For other senior living culinarians looking to take and share similar photos, Bolton offers the following tips:
— Practice proper presentation. Bolton uses a black backdrop, good lighting and a white plate in most of his photos in order to make the food the centerpiece of the presentation. The overall look should be “concise, precise and clean,” and similar to what you’d serve a resident during a meal.
“I’ll take about 20 different photos of each dish from all different angles,” he said. “Then I’ll come back later and choose the best photos.”
— Appeal to the senses. Food shouldn’t just taste good, it should look good. To that end, Bolton usually photographs colorful food with garnishes included.
“When you order a dish at a restaurant, the first thing you do is judge with your eyes,” Bolton said. “Nothing represents a menu better or gets those hunger juices flowing than seeing a nice tasty-looking dish.”
— Don’t rely on “digital wizardry.” Computers can make a great food photo even better, but they can’t make a poor food photo look great. To that end, photographers should avoid relying on photo editing tools too much, and instead focus on framing photos and plating food well.

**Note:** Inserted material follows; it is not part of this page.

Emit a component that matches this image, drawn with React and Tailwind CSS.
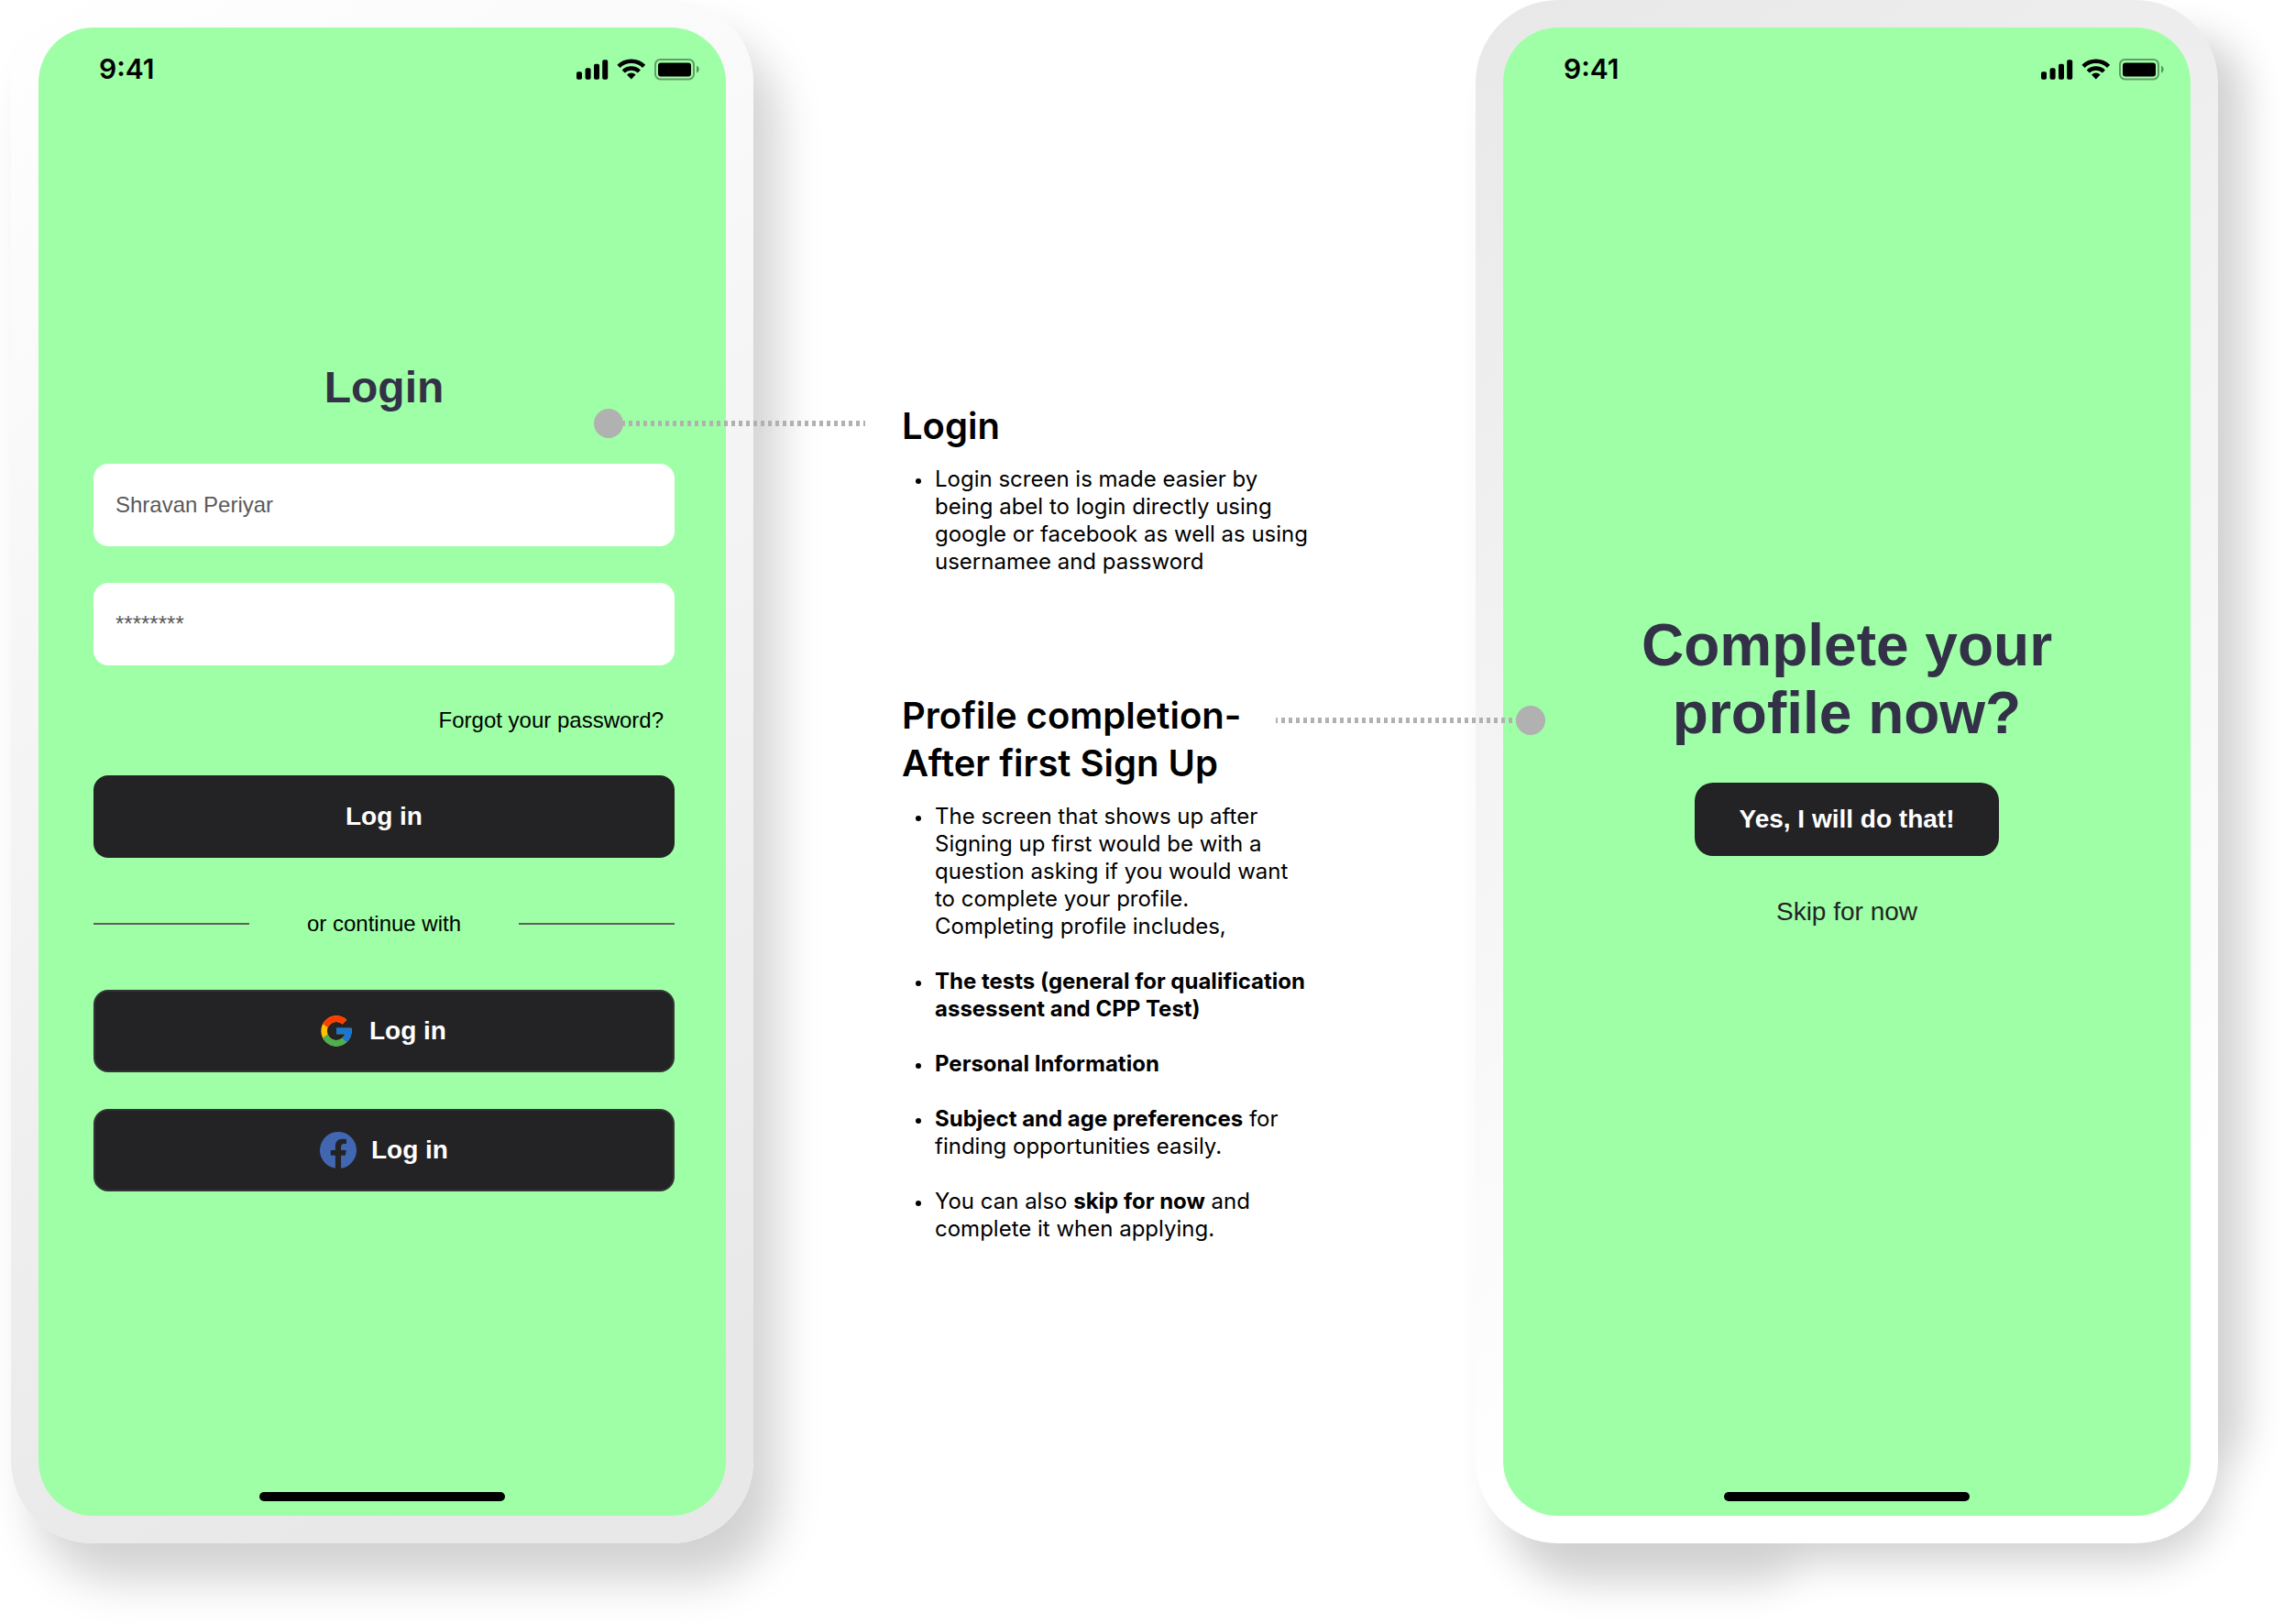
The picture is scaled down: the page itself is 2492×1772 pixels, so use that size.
import React from "react";
import { FcGoogle } from "react-icons/fc";

const cx = (...parts) => parts.filter(Boolean).join(" ");

function StatusIcons() {
  return (
    <svg width="135" height="26" viewBox="0 0 135 26" aria-hidden="true">
      <rect x="0" y="16.3" width="6" height="8.5" rx="1.8" />
      <rect x="9.6" y="12.3" width="6" height="12.5" rx="1.8" />
      <rect x="19" y="7.8" width="6" height="17" rx="1.8" />
      <rect x="28.2" y="3.3" width="6" height="21.5" rx="1.8" />
      <g fill="none" stroke="#000" strokeWidth="4.4">
        <path d="M46 10.4 A19.5 19.5 0 0 1 73.6 10.4" />
        <path d="M51.2 16 A12.2 12.2 0 0 1 68.4 16" />
      </g>
      <path d="M59.8 24.6 L55 19.6 A6.8 6.8 0 0 1 64.6 19.6 Z" />
      <rect x="86" y="3" width="42" height="21.4" rx="5.4" fill="none" stroke="#000" strokeOpacity="0.38" strokeWidth="2" />
      <rect x="89" y="6.6" width="36" height="14.8" rx="3" />
      <path d="M131 9.8 C134.6 11 134.6 16.4 131 17.6 Z" fillOpacity="0.42" />
    </svg>
  );
}

function FacebookMark() {
  return (
    <svg width="40" height="40" viewBox="0 0 40 40" aria-hidden="true">
      <path
        fill="#4267B2"
        d="M40 20 A20 20 0 1 0 16.9 39.8 V25.8 H11.8 V20 H16.9 V15.6 C16.9 10.6 19.9 7.8 24.5 7.8 C26.6 7.8 28.9 8.2 28.9 8.2 V13.1 H26.4 C23.9 13.1 23.1 14.7 23.1 16.3 V20 H28.7 L27.8 25.8 H23.1 V39.8 A20 20 0 0 0 40 20 Z"
      />
    </svg>
  );
}

function Connector({ className, dotAt }) {
  const dotX = dotAt === "left" ? 16 : 278;
  const from = dotAt === "left" ? 16 : 0;
  const length = dotAt === "left" ? 280 : 278;
  return (
    <svg className={cx("absolute z-20", className)} width="296" height="32" viewBox="0 0 296 32" aria-hidden="true">
      <line x1={from} x2={from + length} y1="16" y2="16" stroke="#b1b1b1" strokeWidth="6" strokeDasharray="4 4" strokeDashoffset="2" />
      <circle cx={dotX} cy="16" r="16" fill="#b1b1b1" />
    </svg>
  );
}

function Phone({ frameClass, connector, shadow, children }) {
  return (
    <div className="relative isolate w-[810px] shrink-0">
      {shadow}
      <div className={cx("rounded-[90px] p-[30px]", frameClass)}>
        <section className="flex min-h-[1624px] flex-col rounded-[60px] bg-[#9effa6]">
          <header className="flex items-center justify-between pt-[27px] pr-7 pl-[66px]">
            <span className="font-[Inter,sans-serif] text-[30px] leading-9 font-semibold">9:41</span>
            <StatusIcons />
          </header>
          {children}
          <div className="mx-auto mt-auto mb-4 h-[10px] w-[268px] rounded-full bg-black" />
        </section>
      </div>
      {connector}
    </div>
  );
}

function PrimaryButton({ className, children, ...rest }) {
  return (
    <button
      type="button"
      className={cx("flex items-center justify-center bg-[#232325] text-[28px] leading-8 font-bold text-white", className)}
      {...rest}
    >
      {children}
    </button>
  );
}

function LoginForm() {
  return (
    <form className="flex flex-col pt-[302px] pr-14 pl-[60px] text-2xl" onSubmit={(e) => e.preventDefault()}>
      <h1 className="text-center text-5xl leading-14 font-bold text-[#333147]">Login</h1>
      <div className="mt-[55px] flex flex-col gap-10">
        <input
          type="text"
          aria-label="Username"
          defaultValue="Shravan Periyar"
          className="h-[90px] w-full rounded-2xl bg-white px-6 text-[#5a5a5a] outline-none"
        />
        <input
          type="text"
          aria-label="Password"
          defaultValue="********"
          className="h-[90px] w-full rounded-2xl bg-white px-6 text-[#5a5a5a] outline-none"
        />
      </div>
      <a href="#forgot" className="mt-11 mr-3 self-end leading-8 text-black">
        Forgot your password?
      </a>
      <PrimaryButton className="mt-11 h-[90px] rounded-2xl">Log in</PrimaryButton>
      <div className="mt-14 flex items-center justify-between leading-8">
        <span className="h-[2px] w-[170px] bg-[#5f5f5f]" />
        <span>or continue with</span>
        <span className="h-[2px] w-[170px] bg-[#5f5f5f]" />
      </div>
      <div className="mt-14 flex flex-col gap-10">
        <PrimaryButton className="h-[90px] gap-4 rounded-2xl border-2 border-[#333335] pr-1">
          <FcGoogle size={40} aria-hidden="true" />
          Log in
        </PrimaryButton>
        <PrimaryButton className="h-[90px] gap-4 rounded-2xl border-2 border-[#333335]">
          <FacebookMark />
          Log in
        </PrimaryButton>
      </div>
    </form>
  );
}

function ProfilePrompt() {
  return (
    <div className="flex flex-col items-center pt-[574px]">
      <h1 className="text-center text-[64px] leading-[74px] font-bold text-[#333147]">
        Complete your
        <br />
        profile now?
      </h1>
      <PrimaryButton className="mt-[39px] h-20 min-w-[332px] rounded-[20px] px-12">Yes, I will do that!</PrimaryButton>
      <button type="button" className="mt-[45px] text-[28px] leading-8 text-[#232325]">
        Skip for now
      </button>
    </div>
  );
}

function NoteItem({ bold, lines }) {
  return (
    <li
      className={cx(
        "flex gap-[15px] pl-[15px] before:mt-[14px] before:size-[6px] before:shrink-0 before:rounded-full before:bg-black",
        bold && "font-bold"
      )}
    >
      <div className="whitespace-nowrap">
        {lines.map((line, i) => (
          <React.Fragment key={i}>
            {i > 0 && <br />}
            {line}
          </React.Fragment>
        ))}
      </div>
    </li>
  );
}

function Notes() {
  return (
    <div className="min-w-0 flex-1 pt-[439px] pl-[162px] font-[Inter,sans-serif] text-2xl leading-[30px] text-black">
      <h2 className="text-[40px] leading-[52px] font-semibold">Login</h2>
      <ul className="mt-[17px]">
        <NoteItem
          lines={[
            "Login screen is made easier by",
            "being abel to login directly using",
            "google or facebook as well as using",
            "usernamee and password",
          ]}
        />
      </ul>
      <h2 className="mt-[127px] text-[40px] leading-[52px] font-semibold whitespace-nowrap">
        Profile completion-
        <br />
        After first Sign Up
      </h2>
      <ul className="mt-[17px] flex flex-col gap-[30px]">
        <NoteItem
          lines={[
            "The screen that shows up after",
            "Signing up first would be with a",
            "question asking if you would want",
            "to complete your profile.",
            "Completing profile includes,",
          ]}
        />
        <NoteItem bold lines={["The tests (general for qualification", "assessent and CPP Test)"]} />
        <NoteItem bold lines={["Personal Information"]} />
        <NoteItem
          lines={[
            <>
              <b>Subject and age preferences</b> for
            </>,
            "finding opportunities easily.",
          ]}
        />
        <NoteItem
          lines={[
            <>
              You can also <b>skip for now</b> and
            </>,
            "complete it when applying.",
          ]}
        />
      </ul>
    </div>
  );
}

export default function App() {
  return (
    <main className="flex min-h-screen items-start overflow-hidden bg-white pr-[72px] pl-3 font-['Liberation_Sans',Arial,sans-serif] text-black">
      <Phone
        frameClass="bg-[linear-gradient(155deg,#ffffff_0%,#e8e8e8_90%)] shadow-[26px_40px_50px_rgba(0,0,0,0.18)]"
        connector={<Connector dotAt="left" className="top-[446px] left-[636px]" />}
      >
        <LoginForm />
      </Phone>
      <Notes />
      <Phone
        frameClass="bg-[linear-gradient(155deg,#e8e8e8_0%,#ffffff_80%)]"
        shadow={
          <div className="absolute inset-0 -z-10 opacity-18 blur-[22px]">
            <div className="absolute top-10 right-[-28px] bottom-[70px] left-[420px] rounded-[60px] bg-black" />
            <div className="absolute top-10 right-[420px] bottom-[-42px] left-[28px] rounded-[90px] bg-black" />
            <div className="absolute right-[-4px] bottom-[-20px] left-[200px] h-[600px] rounded-[90px] bg-black" />
          </div>
        }
        connector={<Connector dotAt="right" className="top-[770px] left-[-218px]" />}
      >
        <ProfilePrompt />
      </Phone>
    </main>
  );
}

“No amount of digital wizardry is going to fix [a bad photo],” Bolton said. “It’s all in your setup.”
The trend of posting food pictures online is not a new one. But it is notable as the senior living industry adopts more practices from the consumer-facing restaurant world. And, food photography can be a powerful marketing tool, given that the phenomenon has impacted everything from menus to restaurant design.
“Social media is today’s marketing,” Bolton said. “And a lot of it is free advertising, so why not capitalize on it?”